Here's the latest cut to BC's salmon route jugular.

TheTyee.ca
Alexandra Morton has spent over 20 years studying whales and salmon on the B.C. coast. That led her, inevitably, into conflicts about the fish farming industry. She has argued, on the evidence of her own research and others’, that farming Atlantic salmon is destroying B.C.’s native wild salmon.

After a vote taken last week by the Strathcona Regional District, it looked as if Morton and the supporters of wild salmon had sustained their worst defeat yet.

Morton isn't giving up -- but she is demanding that British Columbians take serious action if they really do want to save the salmon.

Last weekend Morton sent a letter to members of several newsgroups, setting out the problem. Excerpts from that letter:

"On June 25, 2009, the Strathcona Regional District rural directors opened the door to fish farming on the jugular of the B.C. coast. Every other fish farm has been sited among braided waterways, but this Grieg application is for one of the biggest fish farms on the B.C. coast to be lodged where 1/3 of all Canada's Pacific salmon pass on their voyage back to us through Johnstone Strait.

"Sensing some public opposition to this decision, the board did consider the risks and asked Grieg to compromise. But the concessions Grieg responded with are worthless tradebeads of deception as they are either impossible or irrelevant.

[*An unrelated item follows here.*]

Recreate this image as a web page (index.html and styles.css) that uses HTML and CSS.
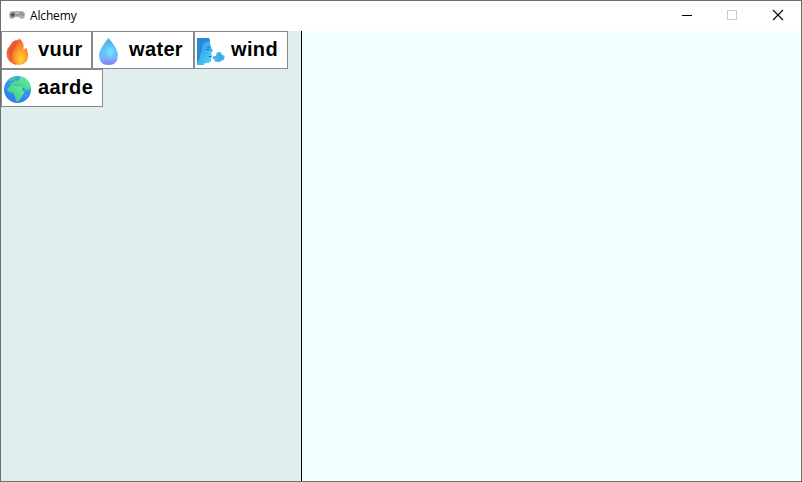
FILE: index.html
```html
<!DOCTYPE html>
<html lang="nl">
<head>
<meta charset="utf-8">
<title>Alchemy</title>
<link rel="stylesheet" href="styles.css">
</head>
<body>
<div class="window">
  <header class="titlebar">
    <svg class="app-icon" width="16" height="10" viewBox="0 0 16 10">
      <path d="M4 1h8q4 0 4 4t-3 4q-2 0-3-2H6Q5 9 3 9 0 9 0 5t4-4z" fill="#b4b7bd"/>
      <circle cx="3.8" cy="4.8" r="2.7" fill="#858b95"/>
      <path d="M3.800 3v3.600M2 4.800h3.600" stroke="#3c4656" stroke-width="1.2"/>
      <path d="M7 5h2" stroke="#70747c"/>
      <circle cx="12.2" cy="4.8" r="2.8" fill="#a5a7ae"/>
      <circle cx="12.2" cy="3" r=".9" fill="#5c86c8"/>
      <circle cx="14" cy="4.8" r=".9" fill="#d65c62"/>
      <circle cx="12.2" cy="6.6" r=".9" fill="#d2bb68"/>
      <circle cx="10.5" cy="4.8" r=".9" fill="#65a87b"/>
    </svg>
    <span class="title">Alchemy</span>
    <svg class="controls" width="138" height="30" viewBox="0 0 138 30" fill="none" shape-rendering="crispEdges">
      <path d="M19 14.5h10" stroke="#000"/>
      <rect x="64.5" y="9.500" width="9" height="9" stroke="#ccc"/>
      <path d="M110 9l10 10M120 9l-10 10" stroke="#000" stroke-width="1.1" shape-rendering="auto"/>
    </svg>
  </header>
  <main class="content">
    <section class="elements">
      <div class="element vuur">
        <svg class="icon" width="30" height="30" viewBox="0 0 30 30">
          <defs>
            <linearGradient id="fireBack" x1="0" y1="0" x2="0" y2="1"><stop offset="0" stop-color="#ef5a34"/><stop offset="1" stop-color="#f0703c"/></linearGradient>
            <radialGradient id="fire" cx=".55" cy=".78" r=".8"><stop offset="0" stop-color="#ffd83a"/><stop offset=".4" stop-color="#ffa028"/><stop offset="1" stop-color="#f0552c"/></radialGradient>
          </defs>
          <path d="M15 4Q10 4 8 8q-1 2-3 4Q3 15 4 21q2 6 9 8l6-5V6z" fill="url(#fireBack)"/>
          <path d="M8 9q0 4-2 9m6-12q-1 5-4 10-1 2 0 8" fill="none" stroke="#d24d33" stroke-width=".8"/>
          <path d="M15.500 2q1 5-3 10-4 5-3 9 1 8 7.500 8 7.500-1 8-8.500 0-5-1.500-9-2 2-3 2 1-8-5-11.500z" fill="url(#fire)"/>
        </svg>
        <span class="name">vuur</span>
      </div>
      <div class="element water">
        <svg class="icon" width="30" height="30" viewBox="0 0 30 30">
          <defs>
            <linearGradient id="drop" x1="0" y1="0" x2="0" y2="1"><stop offset="0" stop-color="#4da9dc"/><stop offset=".45" stop-color="#61c5fa"/><stop offset=".75" stop-color="#75b3ff"/><stop offset="1" stop-color="#8578f3"/></linearGradient>
            <radialGradient id="shine"><stop offset="0" stop-color="#77e7ff"/><stop offset="1" stop-color="#77e7ff" stop-opacity="0"/></radialGradient>
          </defs>
          <path d="M14.500 2Q5 13 5 19.500 5.500 29 14.500 29t9.500-9.500Q24 13 14.500 2z" fill="url(#drop)"/>
          <ellipse cx="16.500" cy="16" rx="5.500" ry="8" fill="url(#shine)"/>
        </svg>
        <span class="name">water</span>
      </div>
      <div class="element wind">
        <svg class="icon" width="30" height="30" viewBox="0 0 30 30">
          <defs>
            <linearGradient id="face" x1="0" y1="0" x2="1" y2="1"><stop offset="0" stop-color="#2496e2"/><stop offset=".6" stop-color="#40bcf5"/><stop offset="1" stop-color="#57cefc"/></linearGradient>
          </defs>
          <path d="M1 2h12q1 2 1 5l1 4 2 4-2 2 1 3-1 2v3q-1 2-6 2l-1 2H1z" fill="url(#face)"/>
          <path d="M1 2h12l1 3Q7 5 6 11q0 5-2 8 0 4-3 8z" fill="#2a87d0"/>
          <path d="M4 4q-2 8 0 13" fill="none" stroke="#2f95dd"/>
          <path d="M10.500 11h4" stroke="#2277bd"/>
          <path d="M10.500 13.500h3" stroke="#1c65a9" stroke-width="1.300"/>
          <path d="M13 20.500h2.500" stroke="#1c76b5"/>
          <path d="M17 21q1-2 3-1 0-4 3-4t3 3q3 0 2.500 3-.5 3-3 2.500-2 2.500-5 1-2 1-2-2-3-1-1.500-2.500z" fill="#43b5e8"/>
          <path d="M22 20q3-2 3 1t-3 2" fill="none" stroke="#329dd6"/>
        </svg>
        <span class="name">wind</span>
      </div>
      <div class="element aarde">
        <svg class="icon" width="30" height="30" viewBox="0 0 30 30">
          <defs>
            <linearGradient id="ocean" x1=".7" y1="0" x2=".3" y2="1"><stop offset="0" stop-color="#37a9e6"/><stop offset="1" stop-color="#2c7cf0"/></linearGradient>
            <linearGradient id="land" x1="1" y1="0" x2="0" y2="1"><stop offset="0" stop-color="#64f7a4"/><stop offset="1" stop-color="#42b77c"/></linearGradient>
          </defs>
          <circle cx="14.500" cy="15.500" r="13.500" fill="url(#ocean)"/>
          <path d="M17 3h4q5 3 7 10l-1 3-2-1-1 3-2-3-2-1-2 1-3-3-2-1-2 1-4-1 1-2 3-1 1-2 2 1 2-1z" fill="url(#land)"/>
          <path d="M6 13l3-2 4 1 5 1 2 4 2 0-2 4-2 3-3 4-2-1-1-5-2-3-4-1-2-2z" fill="url(#land)"/>
          <path d="M6 6l5-3 2 1-2 2-5 1zM8 9l2-1v2zM22 21l1 0-1 3z" fill="#4fcc94"/>
        </svg>
        <span class="name">aarde</span>
      </div>
    </section>
    <section class="workspace"></section>
  </main>
</div>
</body>
</html>
```
FILE: styles.css
```css
* {
  box-sizing: border-box;
}

body {
  margin: 0;
}

.window {
  width: 802px;
  height: 482px;
  border: 1px solid #6e6e6e;
  display: flex;
  flex-direction: column;
  background: #fff;
}

.titlebar {
  height: 30px;
  display: flex;
  align-items: center;
  padding-left: 8px;
}

.app-icon {
  margin-top: -2px;
}

.title {
  margin-left: 5px;
  font: 12px/16px "Open Sans", sans-serif;
  letter-spacing: -0.15px;
  color: #000;
}

.controls {
  margin-left: auto;
}

.content {
  flex: 1;
  display: flex;
}

.elements {
  width: 301px;
  border-right: 1px solid #000;
  background: #e0eeee;
  display: flex;
  flex-wrap: wrap;
  align-content: flex-start;
}

.workspace {
  flex: 1;
  background: #f0ffff;
}

.element {
  height: 38px;
  border: 1px solid #838b8b;
  background: #fff;
  display: flex;
  align-items: center;
}

.vuur {
  width: 91px;
}

.water,
.aarde {
  width: 102px;
}

.wind {
  width: 94px;
}

.icon {
  margin: 2px 0 0 1px;
}

.name {
  margin: -2px 0 0 5px;
  font: bold 20px/24px "Liberation Sans", sans-serif;
  letter-spacing: 0.35px;
  color: #000;
}
```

"The media reports they offer to harvest their fish before the wild salmon migrations, but they know their fish need to be in our ocean for 22 months and ours migrate every 12 months. They say they will have zero lice, but they know this is impossible with the drugs we allow in Canada. And they say they will turn off their growlights in the spring, when they never use them anyway.
"I know the fish farmers and I know the governments; in fact, they are often the same people.  And most of all I know the fish...

'Wild salmon are failing'

"A Norwegian corporation has become gatekeeper to the Fraser, East Vancouver Island, and south coast Mainland rivers, and our fish are their market competitors.

"I have tried to bring reason to the B.C. fish farming industry for 21 years. My community has been lost. The science is done. The courts ruled the way it has been regulated is unconstitutional. The people of the B.C. coast are aware of the issue now.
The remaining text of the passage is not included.